Publicado originalmente el 11 de enero de 2021 en Prensa Libre.
Dos tendencias negativas están dañando las instituciones políticas y sociales de Estados Unidos y de otros países del mundo: la arena política está invadiendo cada vez más trozos de nuestras vidas, y la retórica política se ha vuelto más pasional y menos racional. Es difícil dar marcha atrás en estos dos frentes.
Los disturbios y hasta la toma de edificios emblemáticos no son cosa rara en el mundo, pero las imágenes de la ilegal incursión dentro del Capitolio de Estados Unidos causaron un generalizado estupor. A todos, incluso a los fans del presidente Donald Trump, les quedó claro que los manifestantes demeritaron su causa recurriendo a la violencia.
Los políticos han estado jugando con fuego por años: utilizan el miedo, el odio, la treta y la desconfianza para movilizar a la gente a su favor o en contra de su contrincante. Con el tiempo, las emociones desbordadas son incontrolables. Muchos partidarios de Trump están convencidos que les robaron la elección con el fin de asegurar la posibilidad de implementar una agenda socialmente liberal y socialista. Acumularon evidencias y entablaron procesos judiciales que no rindieron los frutos esperados. Desde la constante burla al presidente, hasta las críticas por su manejo de una pandemia mundial, hasta los meses de terribles protestas y saqueos de Black Lives Matter y Antifa, hasta el manipuleo de los votos por correo: el emocional chirmol acarreó agua al molino del partido demócrata. El miedo que sienten los republicanos es tan real como el odio que sienten los demócratas (y algunos republicanos) hacia Trump. Tan incendiaria ha sido la retórica que las teorías de conspiración de izquierdas y derechas lucen plausibles. Sospechamos que el bando contrario es capaz de cualquier traición e indecencia.
Esta no fue una elección presidencial entre personas civilizadas y respetuosas. El nivel de apasionamiento e irracionalidad se transparenta con el glotón y cruel zarpazo de los medios de comunicación y sus amigos demócratas en cuanto supieron que habían ganado la guerra: ni los más despiadados depredadores que vemos en Animal Planet se lanzan sobre su presa con tanta saña y celeridad. Estaban listos para linchar al presidente y cancelarlo totalmente, bloqueándolo de redes sociales y exigiendo un proceso de destitución a cortos días de la inauguración de Joe Biden. Tienen listas de los enemigos cuyas vidas y profesiones destrozarán. Los funcionarios que están renunciando tienen miedo de verse figurativamente ante el paredón. El berrinche de Trump palidece ante sus actitudes vengativas: y al final, todos pierden.

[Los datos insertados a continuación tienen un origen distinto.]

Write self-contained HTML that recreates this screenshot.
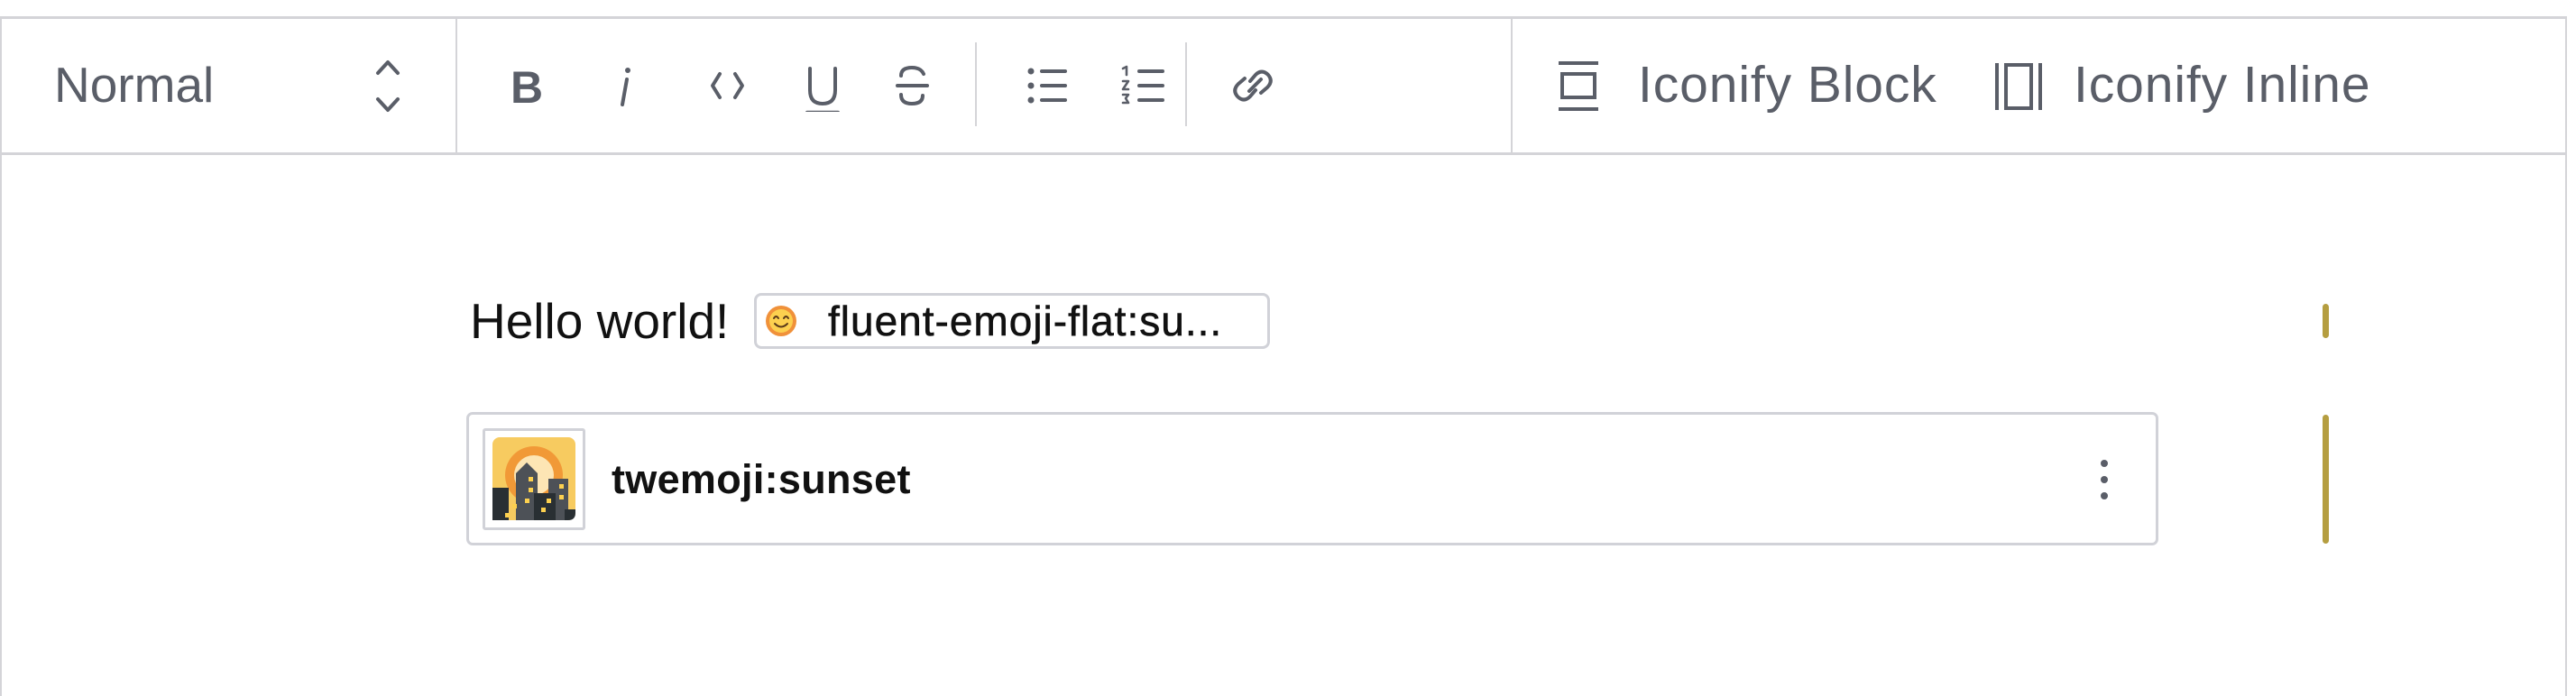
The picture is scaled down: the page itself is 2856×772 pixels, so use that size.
<!DOCTYPE html>
<html><head><meta charset="utf-8"><style>
*{margin:0;padding:0;box-sizing:border-box}
body{width:2856px;height:772px;background:#fff;position:relative;overflow:hidden;font-family:"Liberation Sans",Arial,sans-serif}
.a{position:absolute}
.tb{color:#5a5e68}
</style></head><body>
<div class="a" style="left:0;top:18px;width:2846px;height:754px;border-left:2px solid #d4d4d8;border-right:2px solid #d4d4d8;border-top:3px solid #d4d4d8"></div>
<div class="a" style="left:0;top:169px;width:2846px;height:3px;background:#d4d4d8"></div>
<div class="a" style="left:505px;top:20px;width:2px;height:150px;background:#d4d4d8"></div>
<div class="a" style="left:1675px;top:20px;width:2px;height:150px;background:#d4d4d8"></div>
<div class="a" style="left:1081px;top:47px;width:2px;height:93px;background:#d4d4d8"></div>
<div class="a" style="left:1314px;top:47px;width:2px;height:93px;background:#d4d4d8"></div>

<div class="a tb" style="left:60px;top:62px;font-size:55px;line-height:64px">Normal</div>
<svg class="a" style="left:413px;top:64px" width="34" height="64" viewBox="0 0 34 64" fill="none" stroke="#5a5e68" stroke-width="4" stroke-linecap="round" stroke-linejoin="round"><path d="M6 17 L17 5 L28 17"/><path d="M6 46 L17 58 L28 46"/></svg>

<svg class="a" style="left:560px;top:70px" width="860" height="54" viewBox="0 0 860 54" fill="none" stroke="#5a5e68" stroke-linecap="round" stroke-linejoin="round">
<text x="6" y="44" font-family="Liberation Sans" font-weight="bold" font-size="50" fill="#5a5e68" stroke="none">B</text>
<path d="M135 18 L130 46" stroke-width="4"/><circle cx="136" cy="8" r="3" fill="#5a5e68" stroke="none"/>
<path d="M238 12 L230 25 L238 38 M255 12 L263 25 L255 38" stroke-width="4"/>
<path d="M338 6 V30 Q338 45 352 45 Q366 45 366 30 V6" stroke-width="4"/><path d="M335 55 H369" stroke-width="4.5"/>
<path d="M464 12 Q461 5 451 5 Q439 5 439 14 M439 35 Q439 45 451 45 Q463 45 463 36" stroke-width="4"/><path d="M435 25 H468" stroke-width="4"/>
<circle cx="583" cy="9" r="3.5" fill="#5a5e68" stroke="none"/><circle cx="583" cy="25" r="3.5" fill="#5a5e68" stroke="none"/><circle cx="583" cy="41" r="3.5" fill="#5a5e68" stroke="none"/>
<path d="M595 9 H621 M595 25 H621 M595 41 H621" stroke-width="4"/>
<path d="M685 6 L689 4 V13 M685 20 H691 L685 29 H691 M685 35 H691 L688 39 L691 44 H685" stroke-width="2.6"/>
<path d="M703 9 H729 M703 25 H729 M703 41 H729" stroke-width="4"/>
<path d="M832 30 L826 37 Q819 44 812 37 Q806 30 813 23 L820 17 M826 20 L832 13 Q839 6 846 13 Q852 20 845 27 L838 33 M825 31 L838 18" stroke-width="4"/>
</svg>

<svg class="a" style="left:1726px;top:66px" width="50" height="60" viewBox="0 0 50 60" fill="none" stroke="#5a5e68" stroke-width="4"><path d="M2 4 H46 M2 55 H46"/><rect x="6" y="16" width="36" height="26"/></svg>
<div class="a tb" style="left:1816px;top:62px;font-size:57px;line-height:64px;letter-spacing:0.9px">Iconify Block</div>
<svg class="a" style="left:2210px;top:66px" width="56" height="60" viewBox="0 0 56 60" fill="none" stroke="#5a5e68" stroke-width="4"><path d="M4 4 V56 M52 4 V56"/><rect x="14" y="6" width="28" height="48"/></svg>
<div class="a tb" style="left:2299px;top:62px;font-size:57px;line-height:64px;letter-spacing:0.9px">Iconify Inline</div>

<div class="a" style="left:521px;top:326px;font-size:55px;line-height:60px;color:#111">Hello world!</div>
<div class="a" style="left:836px;top:325px;width:572px;height:62px;border:3px solid #d1d2d8;border-radius:8px"></div>
<svg class="a" style="left:848px;top:338px" width="36" height="36" viewBox="0 0 36 36"><g fill="#f0913a"><circle cx="18" cy="18" r="17"/></g><circle cx="18" cy="18" r="13" fill="#fcd04f"/><path d="M10 15 Q12.5 11 15 15 M21 15 Q23.5 11 26 15 M11 21 Q18 28 25 21" fill="none" stroke="#5a3a1a" stroke-width="2" stroke-linecap="round"/></svg>
<div class="a" style="left:918px;top:330px;font-size:46px;line-height:52px;color:#111;letter-spacing:1px;-webkit-text-stroke:0.6px #111">fluent-emoji-flat:su...</div>

<div class="a" style="left:517px;top:457px;width:1876px;height:148px;border:3px solid #d1d2d8;border-radius:7px"></div>
<div class="a" style="left:535px;top:475px;width:114px;height:113px;border:3px solid #d1d2d8;border-radius:3px"></div>
<svg class="a" style="left:546px;top:485px" width="92" height="92" viewBox="0 0 92 92">
<rect width="92" height="92" rx="8" fill="#f7cb60"/>
<circle cx="46" cy="42" r="32" fill="#f19937"/>
<circle cx="46" cy="42" r="22" fill="#fde5b4"/>
<path d="M0 56 H18 V92 H0Z" fill="#292f33"/>
<path d="M26 40 L38 28 L50 40 V92 H26Z" fill="#4d5157"/>
<path d="M62 46 H84 V92 H62Z" fill="#4d5157"/>
<path d="M46 62 H70 V92 H46Z" fill="#292f33"/>
<path d="M80 80 H92 V84 Q92 92 84 92 H80Z" fill="#292f33"/>
<g fill="#fcd04f"><rect x="40" y="44" width="5" height="5"/><rect x="40" y="56" width="5" height="5"/><rect x="36" y="68" width="5" height="5"/><rect x="74" y="52" width="5" height="5"/><rect x="74" y="64" width="5" height="5"/><rect x="60" y="68" width="5" height="5"/><rect x="54" y="78" width="5" height="5"/><rect x="22" y="74" width="5" height="5"/><rect x="14" y="84" width="5" height="5"/></g>
</svg>
<div class="a" style="left:678px;top:506px;font-size:45px;line-height:52px;font-weight:bold;color:#111;letter-spacing:0.3px">twemoji:sunset</div>
<div class="a" style="left:2329px;top:510px;width:8px;height:8px;border-radius:50%;background:#5a5e68"></div>
<div class="a" style="left:2329px;top:528px;width:8px;height:8px;border-radius:50%;background:#5a5e68"></div>
<div class="a" style="left:2329px;top:546px;width:8px;height:8px;border-radius:50%;background:#5a5e68"></div>

<div class="a" style="left:2575px;top:337px;width:7px;height:38px;border-radius:4px;background:#b59e40"></div>
<div class="a" style="left:2575px;top:460px;width:7px;height:143px;border-radius:4px;background:#b59e40"></div>
</body></html>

El espectáculo político nos asquea: en Estados Unidos y en el resto del mundo. Empalaga. Queremos ignorarlos y retomar nuestras vidas. Quisiéramos proteger nuestros hogares y nuestros trabajos de los efectos de la clase política y restablecer una confianza mutua y una convivencia pacífica. ¡No nos dejan! Con cada regulación y reglamentación la clase política se entromete más en nuestras decisiones. La pandemia hasta les permitió encerrarnos y dictar qué actividades económicas consideraban esenciales y cuáles no.
Al ir expandiendo la arena política y encogiendo la arena de la libertad personal, cada proceso electoral se vuelve más dramático porque hay más en juego. Los votantes tenemos mucho que perder. Irónicamente, entre más atribuciones y funciones se arroga la clase política, más posibilidades tiene de fracasar y empañar su reputación. A mayor tamaño del aparato público, las ineficiencias, el despilfarro y la corrupción se visibilizan más.
Urge detener la descomposición social y cultural en el mundo, y volver a trazar los límites a lo que la clase política puede o no puede hacer.